Ring states in swarmalator systems

TL;DR

This paper investigates finite populations of swarmalators, revealing the existence and stability of ring and annular states, with explicit calculations of their properties, applicable to biological and physical systems exhibiting both swarming and synchronization.

Contribution

It extends previous continuum analyses by studying finite swarmalator populations, deriving criteria for ring state existence and stability, and explicitly calculating properties of annular distributions.

Findings

Ring states exist in finite swarmalator populations.

Criteria for stability of ring states are established.

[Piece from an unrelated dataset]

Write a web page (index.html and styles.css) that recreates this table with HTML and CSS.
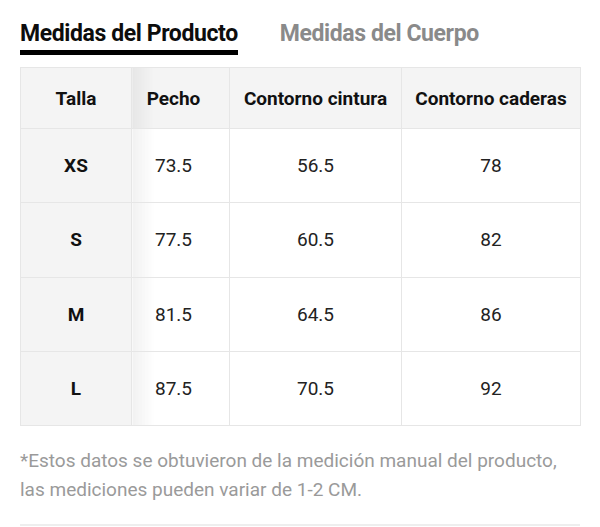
FILE: index.html
```html
<!DOCTYPE html>
<html lang="es">
<head>
<meta charset="utf-8">
<link rel="stylesheet" href="styles.css">
</head>
<body>
<div class="page">
  <div class="tabs">
    <div class="tab active">Medidas del Producto</div>
    <div class="tab">Medidas del Cuerpo</div>
  </div>
  <table class="size-table">
    <colgroup>
      <col class="c1"><col class="c2"><col class="c3"><col class="c4">
    </colgroup>
    <thead>
      <tr>
        <th class="first">Talla</th>
        <th class="second">Pecho</th>
        <th>Contorno cintura</th>
        <th>Contorno caderas</th>
      </tr>
    </thead>
    <tbody>
      <tr><td class="first">XS</td><td class="second">73.5</td><td>56.5</td><td>78</td></tr>
      <tr><td class="first">S</td><td class="second">77.5</td><td>60.5</td><td>82</td></tr>
      <tr><td class="first">M</td><td class="second">81.5</td><td>64.5</td><td>86</td></tr>
      <tr><td class="first">L</td><td class="second">87.5</td><td>70.5</td><td>92</td></tr>
    </tbody>
  </table>
  <p class="note">*Estos datos se obtuvieron de la medición manual del producto, las mediciones pueden variar de 1-2 CM.</p>
  <div class="divider"></div>
</div>
</body>
</html>
```

FILE: styles.css
```css
* { box-sizing: border-box; }
html, body { margin: 0; padding: 0; background: #fff; }
body {
  font-family: Roboto, "Noto Sans", "Liberation Sans", sans-serif;
  color: #111;
}
.page {
  padding: 20px 20px 0 20px;
  width: 600px;
}
.tabs {
  display: flex;
  gap: 42px;
}
.tab {
  font-size: 23px;
  line-height: 28px;
  font-weight: 700;
  letter-spacing: -0.4px;
  color: #8a8a8a;
  padding-bottom: 2px;
  border-bottom: 5px solid transparent;
}
.tab.active {
  color: #0d0d0d;
  border-bottom-color: #000;
}
.size-table {
  margin-top: 12px;
  width: 560px;
  border-collapse: collapse;
  table-layout: fixed;
  border: 1px solid #e6e6e6;
}
.c1 { width: 111px; }
.c2 { width: 98px; }
.c3 { width: 172px; }
.c4 { width: 179px; }
.size-table th,
.size-table td {
  border: 1px solid #e6e6e6;
  text-align: center;
  vertical-align: middle;
  padding: 0;
}
.size-table th {
  height: 61px;
  background: #f4f4f4;
  font-size: 19px;
  font-weight: 700;
  color: #111;
}
.size-table td {
  height: 74.3px;
  font-size: 19px;
  font-weight: 400;
  color: #222;
}
.size-table td.first {
  background: #f4f4f4;
  font-weight: 700;
  color: #111;
}
.size-table .second {
  padding-right: 14px;
  background-image: linear-gradient(to right, rgba(0,0,0,0.055), rgba(0,0,0,0) 22px);
}
.note {
  margin: 20px 0 0 0;
  font-size: 19px;
  line-height: 29px;
  color: #9a9a9a;
}
.divider {
  margin-top: 20px;
  height: 2px;
  background: #eeeeee;
}
```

Explicit formulas for annular distribution properties are provided.

Abstract

Synchronization is a universal phenomenon, seen in systems as diverse as superconducting Josephson junctions and discharging pacemaker cells. Here the elements have rhythmic state variables whose mutual influence promotes temporal order. A parallel form of order is seen in swarming systems, such as schools of fish or flocks of birds. Now the degrees of freedom are the individuals' positions, which get redistributed through interactions to form spatial structures. Systems capable of both swarming and synchronizing, dubbed swarmalators, have recently been proposed [O'Keeffe, Kevin P., and Steven H. Strogatz. "Swarmalators: Oscillators that sync and swarm." arXiv preprint arXiv:1701.05670 (2017)] and analyzed in the continuum limit. Here we extend this work by studying finite populations of swarmalators, whose phase similarity affects both their spatial attraction and repulsion. We find ring states, and compute criteria for their existence and stability. Larger populations can form annular distributions, whose density and inner and outer radii we calculate explicitly. These states may be observable in groups of Japanese tree frogs, magnetic colloids, and other systems with an interplay between swarming and synchronization.